WASHINGTON — President Donald Trump signed an executive order targeting social media companies Thursday, but despite a lengthy Oval Office diatribe it’s not clear whether it will actually do anything.
“It isn’t going to meaningfully change anything and I think it’s not serious,” Sarah Miller, executive director of the anti-monopoly think tank the American Economic Liberties Project, told BuzzFeed News.
But Miller said there was a “much more important and serious” conversation going on elsewhere in the government: how to use antitrust laws to rein in big tech companies.
Federal regulators mostly sat back as companies like Google and Facebook gobbled up competitors and grew into massive platforms. But now a growing number of lawmakers, from both parties, are arguing that these platforms have become akin to public utilities that need oversight — or something more drastic.

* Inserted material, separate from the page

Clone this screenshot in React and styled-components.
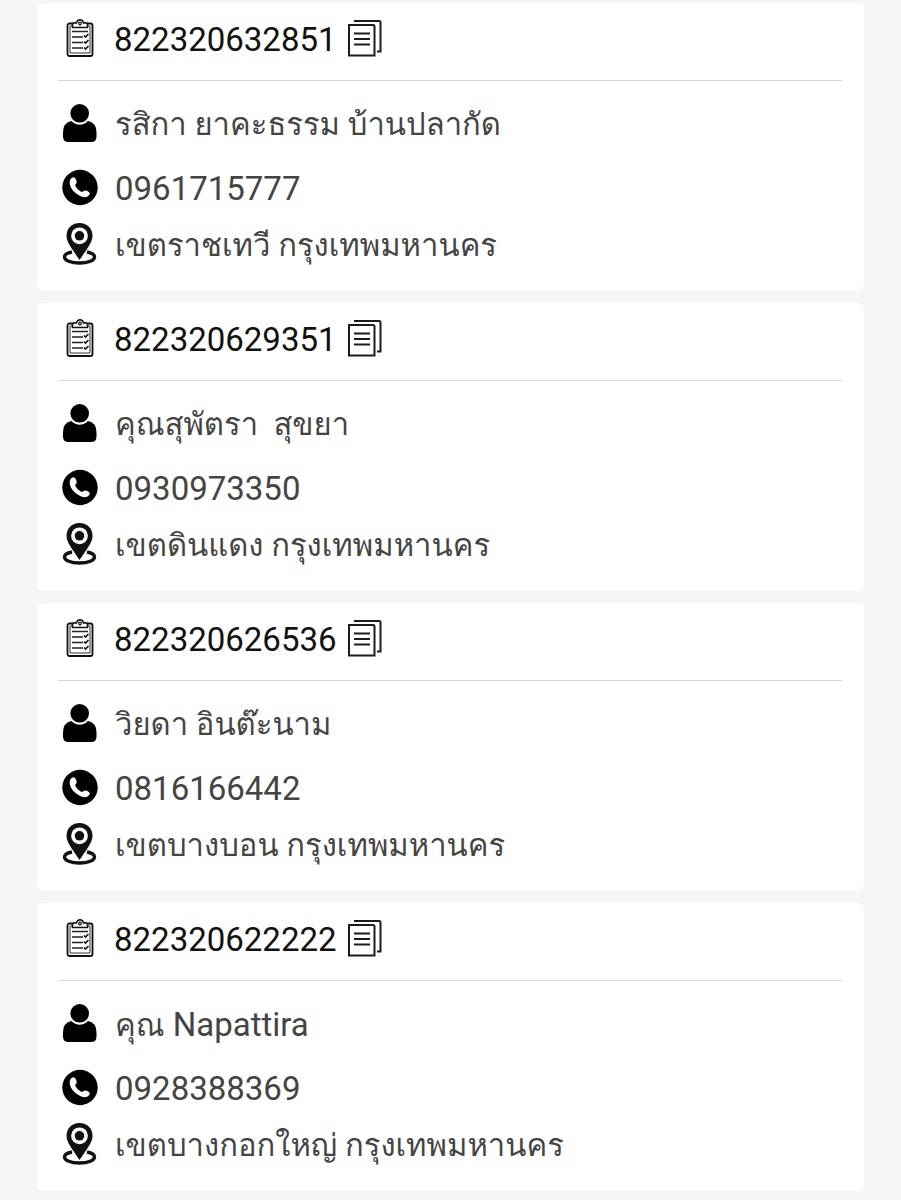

Their motivations don’t always align. Democratic concerns center on social media platforms monetizing the spread of disinformation and corroding the public discourse. Republicans have accused Facebook and Twitter of silencing conservatives.
But in both cases, the solution involves the government checking the powers of the tech companies. The results could range from new restrictions on how companies can exploit the personal data of their users, a rewriting of liability laws, or antitrust lawsuits to split the largest companies apart.
Advocates in this unusual bipartisan alliance range from progressive leaders like Sen. Elizabeth Warren and Rep. Pramila Jayapal to Trump’s strongest loyalists.
“[Tech companies are] getting too much power. That might not be the most libertarian thing in the world to say,” said Republican Rep. Matt Gaetz on a podcast with Trump’s former chief strategist Steve Bannon this week. “We have tools, though, to fight back. I would like to see the Department of Justice become a lot more active in the enforcement of antitrust laws in this country.”
Earlier this month the Wall Street Journal reported that the Department of Justice and state attorneys general are likely to file lawsuits against Google this summer. It would likely be the biggest antitrust fight with a tech company since the United States v. Microsoft Corporation case two decades ago, an antitrust action that ended in a settlement in 2004.
At the state level, New York is leading an investigation into Facebook while Texas is leading an investigation into Google. In the House of Representatives, antitrust subcommittee chairman David Cicilline, backed by Republicans, is investigating whether digital ad markets are illegally anti-competitive. Even presumptive Democratic nominee Joe Biden has called for social media platforms to lose their immunity from liability for statements posted by their users.
Any one of these efforts could end up having more impact than Trump’s executive order, which could be challenged in court. Around the same time as the president’s signing, Republican Sen. Josh Hawley was online calling for much deeper reforms. Hawley said the government needed to step in to stop the business model where tech companies have broad power to take the personal data of their users to create lucrative, personalized advertising machines.
“If you care about the #BigTech’s monopoly power and all it leads to – violation of personal property rights, privacy violations, suppression of competition, control of news, control of speech, harm to kids – gotta go after the underlying business model that drives it,” Hawley tweeted.